Corrosivity in oils can affect metal pipes and storage tanks. Raw TPO can be very corrosive to metals like steel and other alloys with low chromium content. Containers at 50°C develop cracks when TPO is stored for a few hundred hours (Keiser 2011).
Why is recovered Tire Pyrolysis Oil important?
Industries are looking to increase the use of secondary products in their manufacturing processes to improve circularity. TPO is a circular and sustainable product whose range of potential applications positions it as a valuable secondary raw material.
The high carbon content of TPO makes it an interesting raw material for producing high-value carbon products. TPO is also called bunker oil or black liquor because of its composition and properties that are similar to petroleum products. It could be used in place of diesel for internal combustion engines, after distillation and removing undesirable chemicals like sulphur and nitrogen using existing refinery facilities.
Moreover, heavy aromatic compounds make TPO suitable for producing carbon black (CB) by replacing fossil fuel feedstocks, which make up 60 per cent of the manufacturing costs of CB (Martinez et al., 2023). Xylene in TPO also has several applications in the chemical industry.
It’s possible to increase the value TPO can bring to industries by introducing standards and regulations for the tire pyrolysis industry.

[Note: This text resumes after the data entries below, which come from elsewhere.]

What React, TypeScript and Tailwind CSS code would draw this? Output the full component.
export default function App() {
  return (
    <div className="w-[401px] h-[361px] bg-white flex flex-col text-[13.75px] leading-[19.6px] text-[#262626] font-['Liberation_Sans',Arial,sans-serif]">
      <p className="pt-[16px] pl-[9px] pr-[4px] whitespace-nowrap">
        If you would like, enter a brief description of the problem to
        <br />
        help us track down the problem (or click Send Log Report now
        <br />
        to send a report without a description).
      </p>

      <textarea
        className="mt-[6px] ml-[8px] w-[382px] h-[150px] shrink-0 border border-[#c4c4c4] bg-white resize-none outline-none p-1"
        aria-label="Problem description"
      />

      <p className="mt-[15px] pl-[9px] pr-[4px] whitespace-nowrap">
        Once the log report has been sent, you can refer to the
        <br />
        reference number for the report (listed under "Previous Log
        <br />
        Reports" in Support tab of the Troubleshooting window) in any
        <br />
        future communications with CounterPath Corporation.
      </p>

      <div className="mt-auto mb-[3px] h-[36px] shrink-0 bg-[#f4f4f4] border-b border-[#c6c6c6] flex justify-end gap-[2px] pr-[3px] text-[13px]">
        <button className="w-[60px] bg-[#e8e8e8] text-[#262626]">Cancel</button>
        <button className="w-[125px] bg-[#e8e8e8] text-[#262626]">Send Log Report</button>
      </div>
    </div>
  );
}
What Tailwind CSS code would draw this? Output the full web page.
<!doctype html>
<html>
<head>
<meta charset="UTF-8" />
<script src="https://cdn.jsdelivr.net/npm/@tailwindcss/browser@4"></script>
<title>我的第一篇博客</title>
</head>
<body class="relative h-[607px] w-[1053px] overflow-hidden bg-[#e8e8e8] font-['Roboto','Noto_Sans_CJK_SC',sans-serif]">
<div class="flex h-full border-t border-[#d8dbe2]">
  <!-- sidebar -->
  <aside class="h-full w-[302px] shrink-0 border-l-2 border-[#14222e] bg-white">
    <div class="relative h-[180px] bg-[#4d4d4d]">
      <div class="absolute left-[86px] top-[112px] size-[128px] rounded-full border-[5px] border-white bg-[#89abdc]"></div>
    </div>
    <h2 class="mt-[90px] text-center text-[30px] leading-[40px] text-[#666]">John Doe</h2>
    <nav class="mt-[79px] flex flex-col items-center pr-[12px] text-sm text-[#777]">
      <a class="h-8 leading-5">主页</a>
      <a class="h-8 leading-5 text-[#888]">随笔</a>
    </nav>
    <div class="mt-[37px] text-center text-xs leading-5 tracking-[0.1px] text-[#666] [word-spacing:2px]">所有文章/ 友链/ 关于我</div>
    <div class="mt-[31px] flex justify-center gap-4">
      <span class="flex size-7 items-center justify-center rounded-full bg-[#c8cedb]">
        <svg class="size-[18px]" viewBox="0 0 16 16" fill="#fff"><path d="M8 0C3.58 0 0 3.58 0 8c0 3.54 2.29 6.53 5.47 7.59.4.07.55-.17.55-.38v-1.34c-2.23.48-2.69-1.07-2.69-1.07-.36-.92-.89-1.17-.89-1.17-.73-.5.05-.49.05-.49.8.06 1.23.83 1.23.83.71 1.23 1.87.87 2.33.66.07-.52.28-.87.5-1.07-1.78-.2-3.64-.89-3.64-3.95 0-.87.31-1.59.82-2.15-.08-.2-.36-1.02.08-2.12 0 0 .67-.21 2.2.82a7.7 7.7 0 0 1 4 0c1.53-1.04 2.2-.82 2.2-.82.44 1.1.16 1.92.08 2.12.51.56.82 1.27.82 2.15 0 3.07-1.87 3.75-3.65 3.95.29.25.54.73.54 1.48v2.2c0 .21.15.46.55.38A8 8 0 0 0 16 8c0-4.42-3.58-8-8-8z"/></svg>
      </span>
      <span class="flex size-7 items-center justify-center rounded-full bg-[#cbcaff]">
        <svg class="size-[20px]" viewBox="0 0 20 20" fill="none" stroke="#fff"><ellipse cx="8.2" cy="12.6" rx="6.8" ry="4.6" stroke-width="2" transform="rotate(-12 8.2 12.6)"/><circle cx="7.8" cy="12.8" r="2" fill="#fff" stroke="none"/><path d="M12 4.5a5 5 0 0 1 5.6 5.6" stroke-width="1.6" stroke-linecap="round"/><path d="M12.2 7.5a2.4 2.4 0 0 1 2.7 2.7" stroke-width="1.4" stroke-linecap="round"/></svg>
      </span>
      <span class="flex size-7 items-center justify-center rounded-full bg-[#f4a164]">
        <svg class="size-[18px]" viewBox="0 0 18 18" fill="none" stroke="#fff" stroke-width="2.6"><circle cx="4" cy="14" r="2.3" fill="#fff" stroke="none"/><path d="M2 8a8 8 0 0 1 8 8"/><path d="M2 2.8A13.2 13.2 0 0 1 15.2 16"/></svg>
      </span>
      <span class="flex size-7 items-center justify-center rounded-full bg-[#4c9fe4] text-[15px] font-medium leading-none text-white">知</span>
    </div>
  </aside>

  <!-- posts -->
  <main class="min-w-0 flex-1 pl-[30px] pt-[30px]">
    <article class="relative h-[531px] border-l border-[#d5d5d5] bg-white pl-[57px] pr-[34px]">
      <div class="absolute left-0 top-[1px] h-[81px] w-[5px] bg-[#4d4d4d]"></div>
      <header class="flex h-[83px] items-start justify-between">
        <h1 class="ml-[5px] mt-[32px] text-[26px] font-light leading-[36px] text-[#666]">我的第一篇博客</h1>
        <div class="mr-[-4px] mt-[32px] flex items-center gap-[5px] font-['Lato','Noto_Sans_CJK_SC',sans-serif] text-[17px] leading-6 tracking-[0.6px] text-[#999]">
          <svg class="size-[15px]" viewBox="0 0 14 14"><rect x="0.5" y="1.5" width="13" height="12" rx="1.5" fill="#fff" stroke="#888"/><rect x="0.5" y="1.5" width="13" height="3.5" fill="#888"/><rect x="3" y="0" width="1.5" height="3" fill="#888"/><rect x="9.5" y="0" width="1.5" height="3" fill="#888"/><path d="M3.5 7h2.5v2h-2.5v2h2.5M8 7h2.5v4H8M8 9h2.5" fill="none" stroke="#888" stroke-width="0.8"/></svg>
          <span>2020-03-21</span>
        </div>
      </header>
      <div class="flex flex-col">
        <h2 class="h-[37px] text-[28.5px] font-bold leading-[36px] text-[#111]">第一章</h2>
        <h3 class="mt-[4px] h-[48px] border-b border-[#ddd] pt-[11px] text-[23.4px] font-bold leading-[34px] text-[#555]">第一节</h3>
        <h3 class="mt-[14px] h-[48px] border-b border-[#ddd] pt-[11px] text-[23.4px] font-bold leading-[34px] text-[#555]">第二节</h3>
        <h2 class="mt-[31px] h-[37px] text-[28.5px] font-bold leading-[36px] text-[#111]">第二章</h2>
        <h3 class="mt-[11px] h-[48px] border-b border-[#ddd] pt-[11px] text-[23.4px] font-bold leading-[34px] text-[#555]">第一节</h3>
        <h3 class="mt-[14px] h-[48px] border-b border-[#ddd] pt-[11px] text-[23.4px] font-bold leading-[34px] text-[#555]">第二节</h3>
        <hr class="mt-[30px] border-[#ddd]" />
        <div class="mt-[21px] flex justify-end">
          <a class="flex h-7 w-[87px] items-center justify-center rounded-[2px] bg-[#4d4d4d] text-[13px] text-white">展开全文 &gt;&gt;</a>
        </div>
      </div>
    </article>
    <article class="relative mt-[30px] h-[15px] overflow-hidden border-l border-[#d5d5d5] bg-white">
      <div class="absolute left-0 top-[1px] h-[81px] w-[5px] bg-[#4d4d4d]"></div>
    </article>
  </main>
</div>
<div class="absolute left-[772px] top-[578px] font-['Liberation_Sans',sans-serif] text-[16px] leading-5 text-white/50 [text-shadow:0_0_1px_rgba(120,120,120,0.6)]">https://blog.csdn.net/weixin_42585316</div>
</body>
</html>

Creating demand will also stabilise supply and prices to reduce raw material bottlenecks.
Conventional ELT recycled products like rubber crumbs have reached market saturation. TPO’s high value and wide range of applications in the circular economy can also make pyrolysis upcycling of ELTs profitable, more sustainable, and attractive globally. Though ELT recycling is high in the EU, it is very low in several regions worldwide.
Environmental reasons
The environmental benefits of TPO are another reason to consider using it instead of conventional fuels and feedstocks.

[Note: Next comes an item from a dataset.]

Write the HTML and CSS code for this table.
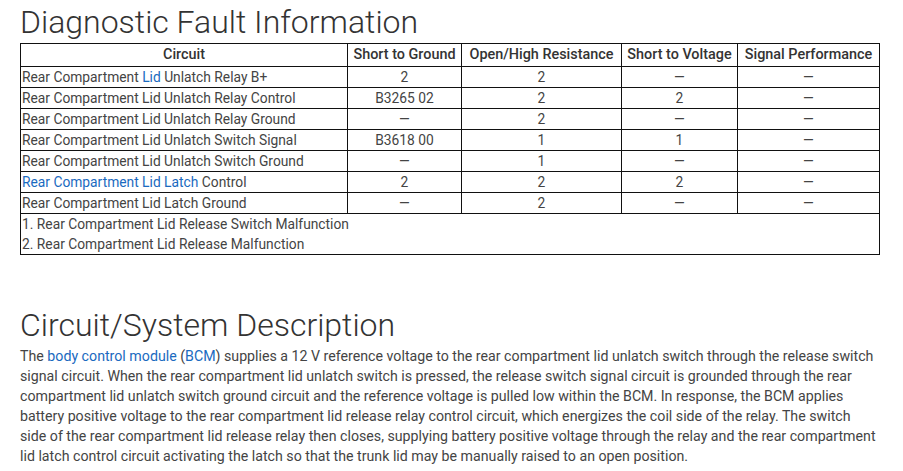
FILE: index.html
```html
<!DOCTYPE html>
<html>
<head>
<meta charset="utf-8">
<link rel="stylesheet" href="styles.css">
</head>
<body>
<section class="section">
  <h1 class="title">Diagnostic Fault Information</h1>
  <table class="dtc">
    <colgroup>
      <col class="c1"><col class="c2"><col class="c3"><col class="c4"><col class="c5">
    </colgroup>
    <thead>
      <tr><th>Circuit</th><th>Short to Ground</th><th>Open/High Resistance</th><th>Short to Voltage</th><th>Signal Performance</th></tr>
    </thead>
    <tbody>
      <tr><td class="name">Rear Compartment <a href="#">Lid</a> Unlatch Relay B+</td><td>2</td><td>2</td><td>—</td><td>—</td></tr>
      <tr><td class="name">Rear Compartment Lid Unlatch Relay Control</td><td>B3265 02</td><td>2</td><td>2</td><td>—</td></tr>
      <tr><td class="name">Rear Compartment Lid Unlatch Relay Ground</td><td>—</td><td>2</td><td>—</td><td>—</td></tr>
      <tr><td class="name">Rear Compartment Lid Unlatch Switch Signal</td><td>B3618 00</td><td>1</td><td>1</td><td>—</td></tr>
      <tr><td class="name">Rear Compartment Lid Unlatch Switch Ground</td><td>—</td><td>1</td><td>—</td><td>—</td></tr>
      <tr><td class="name"><a href="#">Rear Compartment Lid Latch</a> Control</td><td>2</td><td>2</td><td>2</td><td>—</td></tr>
      <tr><td class="name">Rear Compartment Lid Latch Ground</td><td>—</td><td>2</td><td>—</td><td>—</td></tr>
      <tr><td class="notes" colspan="5"><div>1. Rear Compartment Lid Release Switch Malfunction</div><div>2. Rear Compartment Lid Release Malfunction</div></td></tr>
    </tbody>
  </table>
</section>
<section class="section desc">
  <h1 class="title">Circuit/System Description</h1>
  <p class="para">The <a href="#">body control module</a> (<a href="#">BCM</a>) supplies a 12 V reference voltage to the rear compartment lid unlatch switch through the release switch signal circuit. When the rear compartment lid unlatch switch is pressed, the release switch signal circuit is grounded through the rear compartment lid unlatch switch ground circuit and the reference voltage is pulled low within the BCM. In response, the BCM applies battery positive voltage to the rear compartment lid release relay control circuit, which energizes the coil side of the relay. The switch side of the rear compartment lid release relay then closes, supplying battery positive voltage through the relay and the rear compartment lid latch control circuit activating the latch so that the trunk lid may be manually raised to an open position.</p>
</section>
</body>
</html>
```
FILE: styles.css
```css
html, body {
  margin: 0;
  padding: 0;
  background: #fff;
}
body {
  padding: 1px 24px 0 20px;
  font-family: Roboto, "Liberation Sans", sans-serif;
  font-size: 13.8px;
  color: #444;
}
a {
  color: #1a6ac0;
  text-decoration: none;
}
.title {
  margin: 0;
  font-weight: 300;
  font-size: 32px;
  line-height: 42px;
  color: #333;
}
.dtc {
  width: 859px;
  border-collapse: collapse;
  table-layout: fixed;
  line-height: 20px;
}
.c1 { width: 327px; }
.c2 { width: 114px; }
.c3 { width: 160px; }
.c4 { width: 116px; }
.c5 { width: 142px; }
.dtc th, .dtc td {
  border: 1px solid #111;
  padding: 0;
  text-align: center;
  white-space: nowrap;
}
.dtc th {
  font-weight: 500;
  font-size: 14.4px;
  color: #333;
  height: 22px;
}
.dtc td {
  height: 20px;
}
.dtc td.name, .dtc td.notes {
  text-align: left;
  padding-left: 1px;
}
.dtc td.notes {
  height: 40px;
}
.desc {
  margin-top: 49px;
}
.para {
  margin: 0;
  font-size: 14.2px;
  line-height: 20px;
  width: 858px;
}
```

Pyrolysis, a thermo-chemical process, is the most environmentally friendly method of recycling ELTs. The process produces little or no pollutants, has a low carbon footprint, and can be made operationally safe. TPO’s carbon footprint as fuel is competitive compared to biofuels (Martinez et al., 2023).
Contec’s TPO
Contec’s protected and innovative tire pyrolysis process has integrated design and engineering features to make the process safe for its staff and the environment.

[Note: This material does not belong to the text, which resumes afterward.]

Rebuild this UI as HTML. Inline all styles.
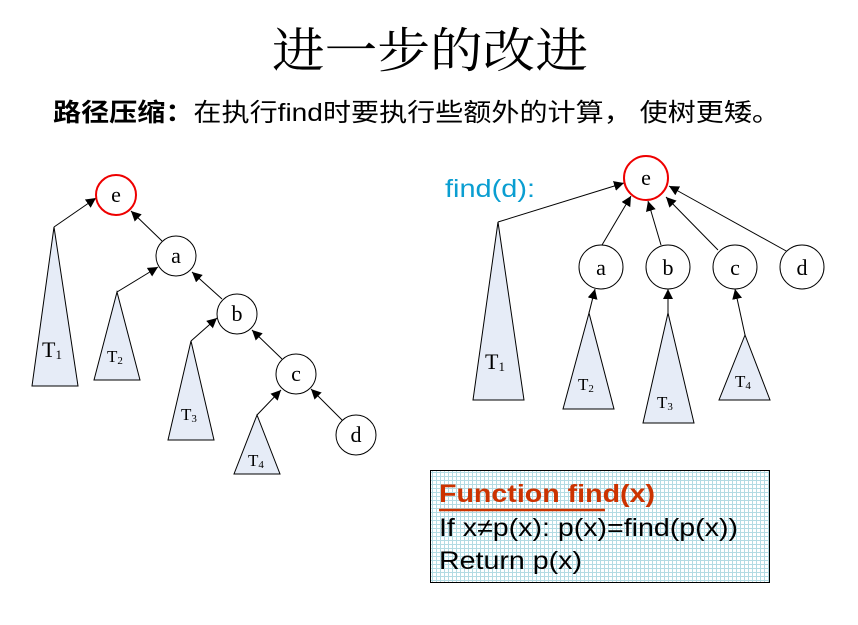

The company has measured its process’s carbon emissions, and ConPyro, Contec’s TPO, has a low carbon footprint of only 399.75 kg CO2e/1t.
Contec has designed and operates one of Europe’s few tire pyrolysis plants to solve the ELT problem and produce circular products for tire manufacturing, plastics, and other industries. Promoting tire pyrolysis oil uses helps to support the circular economy and sustainability goals. Find out more about Contec’s circular TPO, ConPyro.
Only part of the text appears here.